"""

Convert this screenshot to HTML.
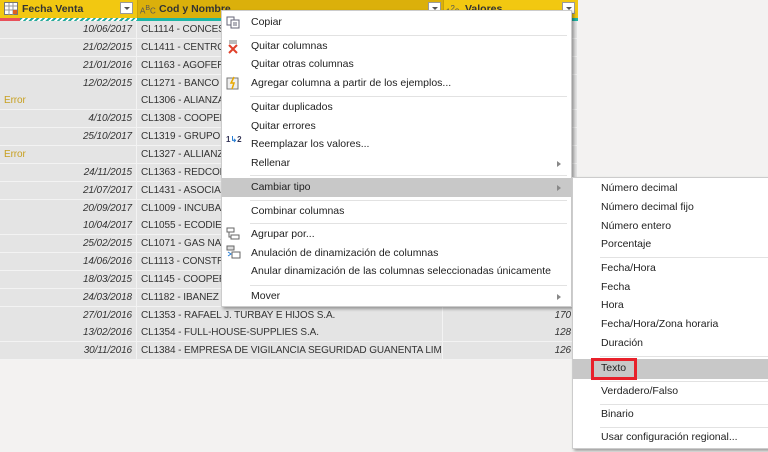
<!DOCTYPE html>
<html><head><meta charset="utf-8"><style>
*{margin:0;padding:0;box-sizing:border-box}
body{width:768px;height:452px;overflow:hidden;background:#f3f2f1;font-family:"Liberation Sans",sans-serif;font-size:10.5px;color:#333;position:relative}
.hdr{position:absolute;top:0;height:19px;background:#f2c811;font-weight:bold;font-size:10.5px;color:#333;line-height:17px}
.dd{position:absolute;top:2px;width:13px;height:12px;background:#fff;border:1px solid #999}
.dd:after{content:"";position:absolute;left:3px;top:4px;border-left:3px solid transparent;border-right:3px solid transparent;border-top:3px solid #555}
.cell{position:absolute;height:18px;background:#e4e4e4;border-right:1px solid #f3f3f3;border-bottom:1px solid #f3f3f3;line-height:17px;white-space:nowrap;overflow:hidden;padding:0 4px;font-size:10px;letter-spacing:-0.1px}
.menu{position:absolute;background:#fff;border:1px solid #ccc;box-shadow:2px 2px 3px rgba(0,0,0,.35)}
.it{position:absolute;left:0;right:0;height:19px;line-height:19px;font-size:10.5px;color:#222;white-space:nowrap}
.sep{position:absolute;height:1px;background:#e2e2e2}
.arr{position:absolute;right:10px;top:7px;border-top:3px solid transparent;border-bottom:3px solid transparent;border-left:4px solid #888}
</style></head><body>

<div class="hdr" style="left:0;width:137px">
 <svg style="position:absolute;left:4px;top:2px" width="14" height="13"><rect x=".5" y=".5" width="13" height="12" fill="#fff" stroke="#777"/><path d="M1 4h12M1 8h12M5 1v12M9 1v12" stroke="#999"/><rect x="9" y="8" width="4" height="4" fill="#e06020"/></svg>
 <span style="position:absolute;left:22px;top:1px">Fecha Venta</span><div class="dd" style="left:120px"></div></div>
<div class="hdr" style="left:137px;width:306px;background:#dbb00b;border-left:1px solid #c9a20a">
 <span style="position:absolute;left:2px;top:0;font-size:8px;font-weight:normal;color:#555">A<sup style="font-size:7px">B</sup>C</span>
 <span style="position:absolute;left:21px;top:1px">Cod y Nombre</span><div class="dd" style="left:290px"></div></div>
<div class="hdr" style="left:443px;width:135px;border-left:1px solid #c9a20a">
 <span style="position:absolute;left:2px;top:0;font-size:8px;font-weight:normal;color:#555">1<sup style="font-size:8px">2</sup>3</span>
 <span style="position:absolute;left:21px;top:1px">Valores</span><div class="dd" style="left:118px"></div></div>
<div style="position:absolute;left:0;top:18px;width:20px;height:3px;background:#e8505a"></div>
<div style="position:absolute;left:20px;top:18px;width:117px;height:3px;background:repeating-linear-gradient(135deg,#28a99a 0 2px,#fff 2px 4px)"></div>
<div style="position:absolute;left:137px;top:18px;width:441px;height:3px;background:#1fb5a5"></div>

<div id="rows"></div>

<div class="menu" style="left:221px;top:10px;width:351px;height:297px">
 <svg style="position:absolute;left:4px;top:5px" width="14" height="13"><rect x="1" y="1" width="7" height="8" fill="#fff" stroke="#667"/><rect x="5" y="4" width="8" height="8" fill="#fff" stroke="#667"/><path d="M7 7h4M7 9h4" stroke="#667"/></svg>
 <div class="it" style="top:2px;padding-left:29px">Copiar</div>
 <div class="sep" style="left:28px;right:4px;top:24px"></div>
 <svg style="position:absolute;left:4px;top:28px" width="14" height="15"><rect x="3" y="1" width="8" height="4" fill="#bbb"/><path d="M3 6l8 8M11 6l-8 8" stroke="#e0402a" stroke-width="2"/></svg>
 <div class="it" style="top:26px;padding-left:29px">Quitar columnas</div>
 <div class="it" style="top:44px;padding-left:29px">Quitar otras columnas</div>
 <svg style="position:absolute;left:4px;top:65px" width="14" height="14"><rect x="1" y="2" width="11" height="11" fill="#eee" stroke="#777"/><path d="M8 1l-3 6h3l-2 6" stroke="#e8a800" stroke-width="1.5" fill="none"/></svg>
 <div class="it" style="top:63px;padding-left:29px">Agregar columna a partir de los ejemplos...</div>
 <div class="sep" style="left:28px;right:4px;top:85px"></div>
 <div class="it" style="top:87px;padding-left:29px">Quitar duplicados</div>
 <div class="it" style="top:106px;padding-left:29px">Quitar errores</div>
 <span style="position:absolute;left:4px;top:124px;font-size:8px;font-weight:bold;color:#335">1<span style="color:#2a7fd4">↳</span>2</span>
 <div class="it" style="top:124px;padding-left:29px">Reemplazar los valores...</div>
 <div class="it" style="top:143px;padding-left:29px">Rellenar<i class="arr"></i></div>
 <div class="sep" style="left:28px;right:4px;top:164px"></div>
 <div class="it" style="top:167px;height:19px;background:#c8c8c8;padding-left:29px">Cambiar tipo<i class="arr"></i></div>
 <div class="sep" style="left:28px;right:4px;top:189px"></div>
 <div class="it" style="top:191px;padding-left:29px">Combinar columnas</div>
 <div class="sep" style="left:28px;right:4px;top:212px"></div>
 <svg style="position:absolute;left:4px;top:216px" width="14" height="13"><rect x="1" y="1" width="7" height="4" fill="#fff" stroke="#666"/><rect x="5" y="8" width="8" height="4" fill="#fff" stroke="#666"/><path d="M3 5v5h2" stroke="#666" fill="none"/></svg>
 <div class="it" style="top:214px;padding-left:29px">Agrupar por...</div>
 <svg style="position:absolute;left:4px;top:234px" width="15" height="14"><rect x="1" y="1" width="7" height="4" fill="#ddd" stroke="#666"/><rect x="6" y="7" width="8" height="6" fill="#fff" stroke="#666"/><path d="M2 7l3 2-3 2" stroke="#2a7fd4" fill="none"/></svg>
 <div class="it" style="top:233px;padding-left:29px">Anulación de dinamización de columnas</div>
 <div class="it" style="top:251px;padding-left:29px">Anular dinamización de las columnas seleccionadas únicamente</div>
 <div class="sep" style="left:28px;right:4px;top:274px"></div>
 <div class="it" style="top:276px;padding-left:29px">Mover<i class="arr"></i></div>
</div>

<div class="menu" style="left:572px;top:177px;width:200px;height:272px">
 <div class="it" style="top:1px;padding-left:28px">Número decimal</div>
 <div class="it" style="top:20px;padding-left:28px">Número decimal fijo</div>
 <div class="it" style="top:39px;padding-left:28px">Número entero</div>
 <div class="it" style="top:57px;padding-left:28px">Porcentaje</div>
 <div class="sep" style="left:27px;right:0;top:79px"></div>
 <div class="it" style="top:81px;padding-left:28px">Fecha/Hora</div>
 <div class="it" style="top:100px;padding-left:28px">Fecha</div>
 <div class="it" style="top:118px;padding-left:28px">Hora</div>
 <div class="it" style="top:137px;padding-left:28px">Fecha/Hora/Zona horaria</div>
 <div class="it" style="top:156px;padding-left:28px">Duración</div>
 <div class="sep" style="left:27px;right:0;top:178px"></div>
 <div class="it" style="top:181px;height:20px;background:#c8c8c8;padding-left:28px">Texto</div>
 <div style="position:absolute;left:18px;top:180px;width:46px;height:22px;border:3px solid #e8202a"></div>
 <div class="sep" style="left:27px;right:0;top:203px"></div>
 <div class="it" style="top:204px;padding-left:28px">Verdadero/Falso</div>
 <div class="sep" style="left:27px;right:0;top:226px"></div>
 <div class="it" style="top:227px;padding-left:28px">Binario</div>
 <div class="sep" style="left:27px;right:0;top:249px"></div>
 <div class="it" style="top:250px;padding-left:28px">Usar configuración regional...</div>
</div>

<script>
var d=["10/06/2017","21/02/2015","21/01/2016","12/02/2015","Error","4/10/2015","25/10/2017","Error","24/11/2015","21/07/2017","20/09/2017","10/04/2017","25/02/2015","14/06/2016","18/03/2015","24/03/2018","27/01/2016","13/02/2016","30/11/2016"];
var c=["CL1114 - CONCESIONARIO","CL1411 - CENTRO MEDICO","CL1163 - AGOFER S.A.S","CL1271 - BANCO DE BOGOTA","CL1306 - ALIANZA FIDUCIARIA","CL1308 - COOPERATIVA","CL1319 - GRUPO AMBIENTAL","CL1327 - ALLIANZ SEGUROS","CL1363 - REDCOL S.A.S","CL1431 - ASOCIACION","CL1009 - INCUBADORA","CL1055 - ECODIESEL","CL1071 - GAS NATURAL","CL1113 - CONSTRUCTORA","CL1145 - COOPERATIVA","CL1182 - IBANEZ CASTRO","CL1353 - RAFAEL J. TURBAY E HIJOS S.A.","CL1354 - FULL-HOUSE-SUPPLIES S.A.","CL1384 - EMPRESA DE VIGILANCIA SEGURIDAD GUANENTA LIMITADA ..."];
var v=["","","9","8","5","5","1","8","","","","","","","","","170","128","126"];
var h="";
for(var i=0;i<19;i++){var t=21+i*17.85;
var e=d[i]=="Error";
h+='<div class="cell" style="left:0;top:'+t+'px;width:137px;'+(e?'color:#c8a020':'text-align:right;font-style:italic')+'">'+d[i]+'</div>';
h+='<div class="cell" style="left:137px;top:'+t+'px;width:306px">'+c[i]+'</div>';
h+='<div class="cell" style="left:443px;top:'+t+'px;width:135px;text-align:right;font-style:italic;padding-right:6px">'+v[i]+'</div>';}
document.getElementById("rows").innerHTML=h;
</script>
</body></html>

"""

▶ **DIRECTIVE**
Skip the pictures and restate exactly the lines from the beginning of the listing to the line with "</style></head><body>", that line included.

▶ **FULL OUTPUT**
Convert this screenshot to HTML.
<!DOCTYPE html>
<html><head><meta charset="utf-8"><style>
*{margin:0;padding:0;box-sizing:border-box}
body{width:768px;height:452px;overflow:hidden;background:#f3f2f1;font-family:"Liberation Sans",sans-serif;font-size:10.5px;color:#333;position:relative}
.hdr{position:absolute;top:0;height:19px;background:#f2c811;font-weight:bold;font-size:10.5px;color:#333;line-height:17px}
.dd{position:absolute;top:2px;width:13px;height:12px;background:#fff;border:1px solid #999}
.dd:after{content:"";position:absolute;left:3px;top:4px;border-left:3px solid transparent;border-right:3px solid transparent;border-top:3px solid #555}
.cell{position:absolute;height:18px;background:#e4e4e4;border-right:1px solid #f3f3f3;border-bottom:1px solid #f3f3f3;line-height:17px;white-space:nowrap;overflow:hidden;padding:0 4px;font-size:10px;letter-spacing:-0.1px}
.menu{position:absolute;background:#fff;border:1px solid #ccc;box-shadow:2px 2px 3px rgba(0,0,0,.35)}
.it{position:absolute;left:0;right:0;height:19px;line-height:19px;font-size:10.5px;color:#222;white-space:nowrap}
.sep{position:absolute;height:1px;background:#e2e2e2}
.arr{position:absolute;right:10px;top:7px;border-top:3px solid transparent;border-bottom:3px solid transparent;border-left:4px solid #888}
</style></head><body>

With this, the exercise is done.